La neutralité du web est constamment remise en cause et si les opérateurs et les studios hollywoodiens notamment arrivent à leur fin, nous perdrons cette formidable occasion d’être des cinéastes libres.

  • Une vraie culture libre respecte la gratuité de la culture cinématographique et les besoins et les désirs du public autant que ceux des cinéastes.
  • Une vraie culture de cinéma gratuite admet le film comme un dialogue et a besoin de cet échange pour comprendre sa communauté. Les participants à une communauté n’hésitent pas à s’engager et tout simplement à participer même s’ils n’ont pas d’intérêt ou de films en cours et s’investissent aussi pour agrandir le cercle de la communauté en invitant d’autres personnes. Nous donnons les moyens de choisir, de choisir ce qu’ils veulent voir ou faire. Nous devenons en quelque sorte les gardiens du temple, en invitant le public et les membres de la communauté à voter à favoriser ce qu’ils aiment avec leurs pieds, leurs yeux et leur argent, mais en les incitant à ne pas agir par impulsion, mais par acte réfléchi.
  • Un  professionnel du cinéma, membre de la communauté FREE CULTURE FILM, a compris que son travail n’est plus simplement de trouver un bon scénario ou de trouver une bonne pièce à adapter. Il reconnaît qu’il doit faire davantage pour trouver et justifier le financement. Un cinéaste vraiment libre doit prendre conscience que sa responsabilité réside aussi dans la nécessité de trouver un public, de lui donner envie, de le mobiliser ou encore de le secouer, pas seulement émotionnellement à travers ses films, mais aussi littéralement par contact direct, que cela soit par mailing, conférence, blogs, réseaux sociaux.
  • Le réalisateur ou le producteur reconnaît que la connaissance est le vrai pouvoir et que la propriété est une puissance fictive. Il n’a pas peur de partager, plus on a de connaissance, plus vite on avance. En partageant nos connaissances et nos compétences, on fera tout mieux, que cela soit dans le processus créatif, dans la production ou encore la distribution. Nous entrons dans une nouvelle ère, nous avons intérêt à nous rassembler pour ne pas se perdre.
  • Le cinéaste à l’ère du numérique et vraiment libre n’est pas limité par le matériel pour raconter son histoire. Le réalisateur libre n’est plus lié à la projection en salle, il ne la voit plus comme un passage obligé et ne se soumet  plus à la lutte sauvage qu’est la sortie en salle le mercredi. Où peu réussissent à dépasser la première semaine.
  • En créant une communauté autonome pour le cinéma où l’innovation sera la priorité. Le coût réduit de nos créations, nous permettrons de prendre plus de risques. Si nous voulons aller au-delà du qualificatif « indies » et de ceux qui ont déjà franchi avec succès la première étape en innovant techniquement dans la manière de raconter et d’aborder les histoires, il nous faut continuer le chemin en innovant dans la distribution.
  • Si nous sommes capables avec passion de produire 3600 films par an, nous pouvons avec un peu de cette énergie, nous mobiliser et construire une nouvelle communauté pour rassembler un nouveau public, créer de nouveaux modèles et de nouvelles sources de revenus. Il est temps de construire une alternative au système qui nous a pollué pendant des années. Il est une nouvelle fois temps de prendre la mesure de la responsabilité que représente l’indépendance. L’indépendance signifie connaître son projet de haut en bas, avoir envisagé toutes les options, connaître son public afin de taper juste, lui donner envie et pouvoir le solliciter si besoin.

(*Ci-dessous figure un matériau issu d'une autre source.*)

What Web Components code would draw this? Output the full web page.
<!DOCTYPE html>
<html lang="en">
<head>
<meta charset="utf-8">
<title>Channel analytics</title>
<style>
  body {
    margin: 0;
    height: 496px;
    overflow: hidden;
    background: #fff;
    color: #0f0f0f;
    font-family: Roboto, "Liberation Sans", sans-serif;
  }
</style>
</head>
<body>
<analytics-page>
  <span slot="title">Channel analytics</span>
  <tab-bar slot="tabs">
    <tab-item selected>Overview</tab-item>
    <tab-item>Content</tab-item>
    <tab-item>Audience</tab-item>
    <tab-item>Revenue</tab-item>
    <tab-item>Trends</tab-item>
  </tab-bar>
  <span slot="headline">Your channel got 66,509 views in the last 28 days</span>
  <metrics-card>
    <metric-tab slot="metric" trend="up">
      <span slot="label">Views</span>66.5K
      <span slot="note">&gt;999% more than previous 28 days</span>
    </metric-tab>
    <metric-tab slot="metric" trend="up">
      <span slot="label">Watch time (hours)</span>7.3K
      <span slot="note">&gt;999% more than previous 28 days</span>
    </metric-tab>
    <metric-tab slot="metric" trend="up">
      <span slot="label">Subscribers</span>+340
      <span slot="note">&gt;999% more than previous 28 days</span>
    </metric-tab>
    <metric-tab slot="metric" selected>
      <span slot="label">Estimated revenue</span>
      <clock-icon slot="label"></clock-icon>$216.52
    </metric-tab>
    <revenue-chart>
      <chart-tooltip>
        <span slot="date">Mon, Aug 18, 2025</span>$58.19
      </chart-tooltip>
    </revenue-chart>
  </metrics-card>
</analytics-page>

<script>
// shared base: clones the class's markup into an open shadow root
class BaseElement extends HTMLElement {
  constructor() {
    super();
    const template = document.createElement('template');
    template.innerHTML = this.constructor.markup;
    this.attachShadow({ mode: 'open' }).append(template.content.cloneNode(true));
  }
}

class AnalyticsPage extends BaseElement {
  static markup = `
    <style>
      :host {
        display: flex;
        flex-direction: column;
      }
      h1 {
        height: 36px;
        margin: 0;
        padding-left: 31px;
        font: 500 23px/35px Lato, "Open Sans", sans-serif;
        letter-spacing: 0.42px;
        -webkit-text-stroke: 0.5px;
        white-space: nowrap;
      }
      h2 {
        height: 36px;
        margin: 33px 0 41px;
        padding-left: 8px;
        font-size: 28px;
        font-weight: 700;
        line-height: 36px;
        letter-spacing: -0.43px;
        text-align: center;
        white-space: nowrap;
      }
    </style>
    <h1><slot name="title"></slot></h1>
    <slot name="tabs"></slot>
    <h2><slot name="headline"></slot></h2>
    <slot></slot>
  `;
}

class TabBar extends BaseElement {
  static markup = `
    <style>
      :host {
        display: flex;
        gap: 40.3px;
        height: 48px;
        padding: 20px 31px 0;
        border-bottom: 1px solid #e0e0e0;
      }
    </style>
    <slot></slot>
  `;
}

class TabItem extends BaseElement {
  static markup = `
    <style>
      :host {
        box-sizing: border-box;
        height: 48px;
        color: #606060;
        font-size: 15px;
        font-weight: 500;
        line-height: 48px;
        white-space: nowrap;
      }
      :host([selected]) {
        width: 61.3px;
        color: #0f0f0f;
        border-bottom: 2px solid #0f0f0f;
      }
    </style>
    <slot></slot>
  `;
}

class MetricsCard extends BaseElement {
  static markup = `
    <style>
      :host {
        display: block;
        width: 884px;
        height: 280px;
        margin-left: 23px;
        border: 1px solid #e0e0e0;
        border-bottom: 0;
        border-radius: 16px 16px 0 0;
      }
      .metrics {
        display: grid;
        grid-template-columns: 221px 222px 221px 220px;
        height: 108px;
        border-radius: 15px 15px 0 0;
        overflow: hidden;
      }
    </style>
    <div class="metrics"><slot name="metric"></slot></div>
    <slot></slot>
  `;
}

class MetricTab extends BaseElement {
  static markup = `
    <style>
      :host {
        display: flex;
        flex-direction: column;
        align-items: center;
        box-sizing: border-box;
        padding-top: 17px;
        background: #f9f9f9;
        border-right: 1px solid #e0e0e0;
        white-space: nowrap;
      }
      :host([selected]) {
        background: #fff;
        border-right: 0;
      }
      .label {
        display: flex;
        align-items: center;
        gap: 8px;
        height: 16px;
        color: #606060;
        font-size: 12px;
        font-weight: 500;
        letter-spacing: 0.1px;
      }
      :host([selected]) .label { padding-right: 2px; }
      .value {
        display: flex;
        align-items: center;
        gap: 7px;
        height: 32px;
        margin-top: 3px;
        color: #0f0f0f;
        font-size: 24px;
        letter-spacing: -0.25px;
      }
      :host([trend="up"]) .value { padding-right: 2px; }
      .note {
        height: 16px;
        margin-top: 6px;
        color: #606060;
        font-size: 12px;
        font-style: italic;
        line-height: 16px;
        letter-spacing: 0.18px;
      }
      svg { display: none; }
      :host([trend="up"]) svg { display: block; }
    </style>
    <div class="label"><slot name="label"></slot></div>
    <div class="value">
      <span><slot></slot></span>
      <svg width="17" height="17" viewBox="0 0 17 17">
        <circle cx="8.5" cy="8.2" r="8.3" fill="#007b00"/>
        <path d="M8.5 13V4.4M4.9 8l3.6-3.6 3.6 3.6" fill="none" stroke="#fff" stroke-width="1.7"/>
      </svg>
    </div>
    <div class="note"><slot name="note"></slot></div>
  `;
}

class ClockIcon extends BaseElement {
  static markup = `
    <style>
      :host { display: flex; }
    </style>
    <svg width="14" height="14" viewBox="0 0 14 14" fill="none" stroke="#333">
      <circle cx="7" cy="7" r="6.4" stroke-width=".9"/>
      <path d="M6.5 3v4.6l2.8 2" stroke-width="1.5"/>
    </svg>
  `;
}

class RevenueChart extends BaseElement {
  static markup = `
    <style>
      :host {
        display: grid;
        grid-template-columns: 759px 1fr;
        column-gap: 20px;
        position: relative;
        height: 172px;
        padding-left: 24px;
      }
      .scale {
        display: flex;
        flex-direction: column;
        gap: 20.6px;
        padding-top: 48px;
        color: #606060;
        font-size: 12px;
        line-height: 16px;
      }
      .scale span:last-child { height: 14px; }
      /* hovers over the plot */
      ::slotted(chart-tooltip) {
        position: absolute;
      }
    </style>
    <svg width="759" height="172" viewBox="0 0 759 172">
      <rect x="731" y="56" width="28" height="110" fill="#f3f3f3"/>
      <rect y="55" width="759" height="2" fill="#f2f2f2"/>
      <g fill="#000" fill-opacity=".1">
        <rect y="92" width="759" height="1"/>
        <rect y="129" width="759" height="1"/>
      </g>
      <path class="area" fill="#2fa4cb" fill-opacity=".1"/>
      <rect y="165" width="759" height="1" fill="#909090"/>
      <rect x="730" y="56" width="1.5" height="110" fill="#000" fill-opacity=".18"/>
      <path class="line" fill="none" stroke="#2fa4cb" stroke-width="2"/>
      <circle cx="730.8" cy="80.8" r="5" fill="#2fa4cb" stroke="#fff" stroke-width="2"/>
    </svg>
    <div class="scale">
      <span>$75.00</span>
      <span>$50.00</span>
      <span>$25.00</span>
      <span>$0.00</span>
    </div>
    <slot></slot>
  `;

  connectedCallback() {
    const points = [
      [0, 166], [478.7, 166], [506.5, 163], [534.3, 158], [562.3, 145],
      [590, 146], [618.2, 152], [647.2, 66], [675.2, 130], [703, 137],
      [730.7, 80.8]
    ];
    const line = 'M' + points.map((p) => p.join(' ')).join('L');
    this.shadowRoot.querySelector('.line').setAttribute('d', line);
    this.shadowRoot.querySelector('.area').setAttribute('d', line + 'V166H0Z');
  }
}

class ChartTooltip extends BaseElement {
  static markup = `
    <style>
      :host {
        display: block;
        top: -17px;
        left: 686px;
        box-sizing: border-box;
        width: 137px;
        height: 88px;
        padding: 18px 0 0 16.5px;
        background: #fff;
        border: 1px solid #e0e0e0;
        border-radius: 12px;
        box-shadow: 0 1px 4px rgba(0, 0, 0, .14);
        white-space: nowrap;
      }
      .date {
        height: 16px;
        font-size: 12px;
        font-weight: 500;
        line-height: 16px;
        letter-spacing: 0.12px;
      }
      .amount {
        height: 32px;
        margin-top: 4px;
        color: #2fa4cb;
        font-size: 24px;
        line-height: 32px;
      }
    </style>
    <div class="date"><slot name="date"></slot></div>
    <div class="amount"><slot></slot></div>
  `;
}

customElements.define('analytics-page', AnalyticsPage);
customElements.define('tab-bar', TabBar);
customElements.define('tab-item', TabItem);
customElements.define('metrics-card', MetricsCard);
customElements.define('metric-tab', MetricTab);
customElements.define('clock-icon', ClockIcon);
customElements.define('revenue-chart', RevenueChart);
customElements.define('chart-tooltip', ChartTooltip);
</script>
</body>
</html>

Je peux vous assurer que ce travail sera lent et fastidieux, mais mieux nous connaîtrons notre public, plus nos films rencontreront leur public et nous obtiendrons la récompense d’une véritable interaction. Embrassons le changement, impliquons nous dans la production et la rencontre de notre modèle économique, mettons fin au qualificatif devenu fourre-tout « indie » et bâtissons une vraie Free Culture Film.

Ted Hope

Nicolas Alcala

Moi-même (plus modestement)

* le terme Indie fait référence au cinéma indépendant en provenance en majorité des Etats-Unis des années 90 à aujourd’hui, nait avec le festival de Sundance.